Sans surprise, son vote va au chef de l'opposition. Kemal Kiliçdaroglu ne s'est pas trop épanché sur la question kurde, mais a promis de libérer Selahattin Demirtas, le leader du HDP, emprisonné en 2016 par Erdogan pour "propagande terroriste". Même si "c'est surtout un vote contre le président sortant", Roni espère qu'en cas de victoire, "Kiliçdaroglu fera en sorte que cette chasse aux Kurdes cesse".
Depuis ses 18 ans, Betül Koç vote pour Erdogan. Elle en a 27 aujourd'hui et reste fidèle au président sortant. "C'est un homme honnête, qui tient parole, qui écoute son peuple", s'épanche cette Bordelaise. Mais surtout, "il est musulman et pratiquant". La jeune femme est sunnite, courant de l'islam dominant en Turquie, tout comme Erdogan.
"Avant son arrivée au pouvoir, les femmes musulmanes n'avaient pas la liberté de vivre leur religion au quotidien."
à franceinfo
En 2008, le président sortant a autorisé le port du voile dans les institutions publiques. Un soulagement pour Betül, qui a fait ses études à l'université de Samsun, ville turque sur la mer Noire. "C'est la première chose qui compte pour moi", insiste-t-elle.
Elle adhère aussi plus globalement à la politique menée par Erdogan. Si une partie des électeurs lui reprochent l'arrivée de 3,7 millions de réfugiés syriens sur le sol turc, la jeune femme soutient le président sortant : "On a eu raison de les accueillir, dit-elle. Ils avaient bien besoin d'un abri. Il y avait des enfants parmi eux, je suis maman, je me mets à leur place." Erdogan promet désormais leur renvoi en Syrie, ce que Betül, toujours loyale à son dirigeant, trouve juste aussi.
Sina Tekin, 30 ans, a quitté Istanbul en septembre pour suivre des études de genre à Paris. En Turquie, "ce type de cursus a du mal à trouver des financements et risque surtout d'être censuré, car les femmes et les personnes LGBTQ+ subissent de graves discriminations." Depuis plusieurs années, Erdogan livre une guerre à ces personnes, les taxant régulièrement de "perversité" et de "déviance".

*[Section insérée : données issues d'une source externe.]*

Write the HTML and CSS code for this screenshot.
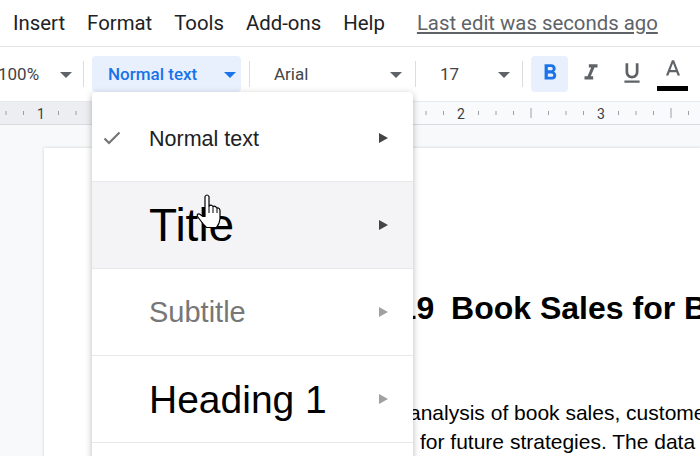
FILE: index.html
```html
<!DOCTYPE html>
<html lang="en">
<head>
    <meta charset="UTF-8">
    <title>Book Sales Report - Docs</title>
    <link rel="stylesheet" href="styles.css">
</head>
<body>
    <div class="menubar">
        <span class="menu-item">Insert</span>
        <span class="menu-item">Format</span>
        <span class="menu-item">Tools</span>
        <span class="menu-item">Add-ons</span>
        <span class="menu-item">Help</span>
        <a class="last-edit" href="#">Last edit was seconds ago</a>
    </div>

    <div class="toolbar">
        <div class="tb-select zoom">100%<span class="caret"></span></div>
        <div class="tb-divider"></div>
        <div class="tb-select styles active">Normal text<span class="caret"></span></div>
        <div class="tb-divider"></div>
        <div class="tb-select font">Arial<span class="caret"></span></div>
        <div class="tb-divider"></div>
        <div class="tb-select size">17<span class="caret"></span></div>
        <div class="tb-divider"></div>
        <div class="tb-btn active">
            <svg width="26" height="26" viewBox="0 0 24 24"><path fill="#1a73e8" d="M15.6 10.79c.97-.67 1.65-1.77 1.65-2.79 0-2.26-1.75-4-4-4H7v14h7.04c2.09 0 3.71-1.7 3.71-3.79 0-1.52-.86-2.82-2.15-3.42zM10 6.5h3c.83 0 1.5.67 1.5 1.5s-.67 1.5-1.5 1.5h-3v-3zm3.5 9H10v-3h3.5c.83 0 1.5.67 1.5 1.5s-.67 1.5-1.5 1.5z"/></svg>
        </div>
        <div class="tb-btn">
            <svg width="26" height="26" viewBox="0 0 24 24"><path fill="#5f6368" d="M10 4v3h2.21l-3.42 8H6v3h8v-3h-2.21l3.42-8H18V4z"/></svg>
        </div>
        <div class="tb-btn">
            <svg width="26" height="26" viewBox="0 0 24 24"><path fill="#5f6368" d="M12 17c3.31 0 6-2.69 6-6V3h-2.5v8c0 1.93-1.57 3.5-3.5 3.5S8.5 12.930 8.5 11V3H6v8c0 3.31 2.69 6 6 6zm-7 2v2h14v-2H5z"/></svg>
        </div>
        <div class="tb-btn text-color">
            <svg width="26" height="26" viewBox="0 0 24 24"><path fill="#5f6368" d="M11 3L5.5 17h2.25l1.12-3h6.25l1.12 3h2.25L13 3h-2zm-1.38 9L12 5.67 14.38 12H9.62z"/></svg>
            <span class="color-bar"></span>
        </div>
    </div>

    <div class="ruler">
        <svg width="700" height="22" viewBox="0 0 700 22">
            <defs>
                <pattern id="ticks" x="181" y="0" width="140" height="22" patternUnits="userSpaceOnUse">
                    <g stroke="#9aa0a6" stroke-width="1">
                        <line x1="17.5" y1="9" x2="17.5" y2="13"/>
                        <line x1="35" y1="9" x2="35" y2="13"/>
                        <line x1="52.5" y1="9" x2="52.5" y2="13"/>
                        <line x1="70" y1="6" x2="70" y2="16"/>
                        <line x1="87.5" y1="9" x2="87.5" y2="13"/>
                        <line x1="105" y1="9" x2="105" y2="13"/>
                        <line x1="122.5" y1="9" x2="122.5" y2="13"/>
                    </g>
                </pattern>
            </defs>
            <rect width="700" height="22" fill="url(#ticks)"/>
            <g class="ruler-num">
                <text x="41" y="16.5">1</text>
                <text x="321" y="16.5">1</text>
                <text x="461" y="16.5">2</text>
                <text x="601" y="16.5">3</text>
            </g>
        </svg>
    </div>

    <div class="canvas">
        <div class="page">
            <h1 class="doc-title"><span class="year">2019</span> Book Sales for Bookworm</h1>
            <div class="doc-line first">analysis of book sales, customer trends and</div>
            <div class="doc-line second">for future strategies. The data covers</div>
        </div>
    </div>

    <div class="style-menu">
        <div class="style-item">
            <span class="check">
                <svg width="18" height="14" viewBox="0 0 18 14"><path d="M1.5 7.5l4.5 4.5L16.5 1.5" fill="none" stroke="#757575" stroke-width="2.2"/></svg>
            </span>
            <span class="style-label normal">Normal text</span>
            <span class="arrow"></span>
        </div>
        <div class="style-item hover">
            <span class="check"></span>
            <span class="style-label title">Title</span>
            <span class="arrow"></span>
        </div>
        <div class="style-item">
            <span class="check"></span>
            <span class="style-label subtitle">Subtitle</span>
            <span class="arrow light"></span>
        </div>
        <div class="style-item">
            <span class="check"></span>
            <span class="style-label heading1">Heading 1</span>
            <span class="arrow light"></span>
        </div>
    </div>

    <!-- mouse pointer over the Title row -->
    <svg class="cursor" width="26" height="36" viewBox="0 0 26 36">
        <path d="M9 3.5Q11 0.5 13 3.5L13 13Q15 11 17 13.5Q19 12.5 21 15Q23.5 14.5 24 17.5L24 26Q23.5 31 20.5 34.5L10.5 34.5Q7.5 31.5 4.5 27.5L1.5 23.5Q0.5 20.5 3.5 21L7 23.5L9 23.5Z" fill="#fff" stroke="#000" stroke-width="1.2" stroke-linejoin="round"/>
        <path d="M13 13L13 20M17 13.5L17 20M21 15L21 20" stroke="#000" stroke-width="1"/>
    </svg>
</body>
</html>
```

FILE: styles.css
```css
body {
    margin: 0;
    width: 700px;
    height: 456px;
    overflow: hidden;
    position: relative;
    font-family: Roboto, "Liberation Sans", sans-serif;
    background-color: #f8f9fa;
}
.menubar {
    height: 46px;
    display: flex;
    align-items: center;
    gap: 22px;
    padding-left: 13px;
    background-color: white;
    border-bottom: 1px solid #e3e3e3;
    font-size: 20.35px;
    color: #202124;
}
.last-edit {
    margin-left: 10px;
    color: #5f6368;
    text-decoration: underline;
}
.toolbar {
    height: 54px;
    display: flex;
    align-items: center;
    background-color: white;
    font-size: 17px;
    color: #444;
}
.tb-select {
    position: relative;
    height: 36px;
    display: flex;
    align-items: center;
    border-radius: 4px;
    box-sizing: border-box;
}
.caret {
    position: absolute;
    top: 16px;
    width: 0;
    height: 0;
    border-left: 6px solid transparent;
    border-right: 6px solid transparent;
    border-top: 6px solid #5f6368;
}
.zoom {
    width: 77px;
    margin-left: -2px;
}
.zoom .caret { left: 62px; }
.styles {
    width: 149px;
    padding-left: 16px;
}
.styles .caret {
    left: 132px;
    border-top-color: #1a73e8;
}
.font {
    width: 149px;
    padding-left: 16px;
}
.font .caret { left: 132px; }
.size {
    width: 90px;
    padding-left: 16px;
}
.size .caret { left: 74px; }
.active {
    background-color: #e8f0fe;
    color: #1a73e8;
    font-weight: 500;
}
.tb-divider {
    width: 1px;
    height: 26px;
    background-color: #dadce0;
    margin: 0 8px;
}
.tb-btn {
    position: relative;
    width: 37px;
    height: 36px;
    margin-right: 4px;
    display: flex;
    align-items: center;
    justify-content: center;
    border-radius: 4px;
}
.tb-btn svg {
    margin-top: -2px;
}
.text-color svg {
    margin-top: -8px;
}
.color-bar {
    position: absolute;
    left: 3px;
    right: 3px;
    bottom: 1px;
    height: 5px;
    background-color: #000;
}
.ruler {
    height: 22px;
    border-top: 1px solid #e8eaed;
    border-bottom: 1px solid #dadce0;
    background: linear-gradient(to right, #eceef1 181px, #f9fafb 181px);
}
.ruler svg {
    display: block;
}
.ruler-num text {
    font-family: Roboto, sans-serif;
    font-size: 14px;
    fill: #3c4043;
    text-anchor: middle;
}
.canvas {
    padding: 23px 0 0 44px;
}
.page {
    background-color: white;
    height: 400px;
    padding: 140px 0 0 137px;
    box-shadow: 0 0 3px rgba(0, 0, 0, 0.18);
    font-family: "Liberation Sans", Arial, sans-serif;
    color: #000;
    white-space: nowrap;
}
.doc-title {
    margin: 0 0 70px 0;
    padding-left: 182px;
    font-size: 32px;
    line-height: 40px;
    font-weight: bold;
}
.year {
    margin-right: 8px;
}
.doc-line {
    font-size: 21px;
    line-height: 29px;
}
.doc-line.first { padding-left: 228px; }
.doc-line.second { padding-left: 239px; }
.style-menu {
    position: absolute;
    left: 92px;
    top: 92px;
    width: 321px;
    height: 400px;
    padding-top: 3px;
    background-color: white;
    box-shadow: 0 2px 7px rgba(0, 0, 0, 0.28);
    border-radius: 4px;
    font-family: "Liberation Sans", Arial, sans-serif;
}
.style-item {
    height: 86px;
    display: flex;
    align-items: center;
    border-bottom: 1px solid #e8e8ea;
}
.style-item.hover {
    background-color: #f4f4f6;
}
.check {
    width: 57px;
    padding-left: 11px;
    box-sizing: border-box;
    display: flex;
}
.style-label {
    flex: 1;
    color: #202124;
    line-height: 1;
}
.normal { font-size: 21.5px; padding-top: 3px; }
.title { font-size: 46px; color: #000; }
.subtitle { font-size: 29px; color: #777; }
.heading1 { font-size: 39px; color: #000; }
.arrow {
    width: 0;
    height: 0;
    margin-right: 25px;
    border-top: 5px solid transparent;
    border-bottom: 5px solid transparent;
    border-left: 9px solid #444;
}
.arrow.light {
    border-left-color: #a0a0a0;
}
.cursor {
    position: absolute;
    left: 196px;
    top: 193px;
}
```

"Tant sur le plan juridique que social, les personnes trans sont rendues invisibles et deviennent des cibles directes de la violence."
à franceinfo
Sina, qui se présente comme personne trans et non binaire, confie avoir subi du "harcèlement physique et verbal", mais aussi de la "discrimination à l'embauche" en Turquie. Ce qui n'a jamais empêché l'activiste de s'engager. "J'ai été bénévole dans des associations et j'écris pour un site internet féministe turc qui n'a pas été censuré. pour l'instant", glisse Sina avec malice. Le musellement des mouvements féministes et LGBTQI+ est pourtant monnaie courante en Turquie : la Marche des fiertés ou celle pour la journée des droits des femmes sont souvent annulées ou entachées de violences policières.
"Je vais voter Kiliçdaroglu, affirme Sina. Pour les droits des femmes, ceux des personnes LGBTQ+, pour les politiciens kurdes emprisonnés." Avant de nuancer : "Je vote d'habitude pour le parti de la gauche verte. Ce vote ne signifie pas un soutien total au candidat de l'opposition. Je n'accepte pas ses discours racistes, même si je dois voter pour lui." Kiliçdaroglu a notamment fait campagne sur l'expulsion des réfugiés syriens et prône une politique anti-immigration. Peu importe l'issue du vote, Sina estime que "la lutte pour les femmes et les personnes LGBTQ+ en Turquie continuera".
*A la demande de l'interlocutrice, le prénom a été modifié.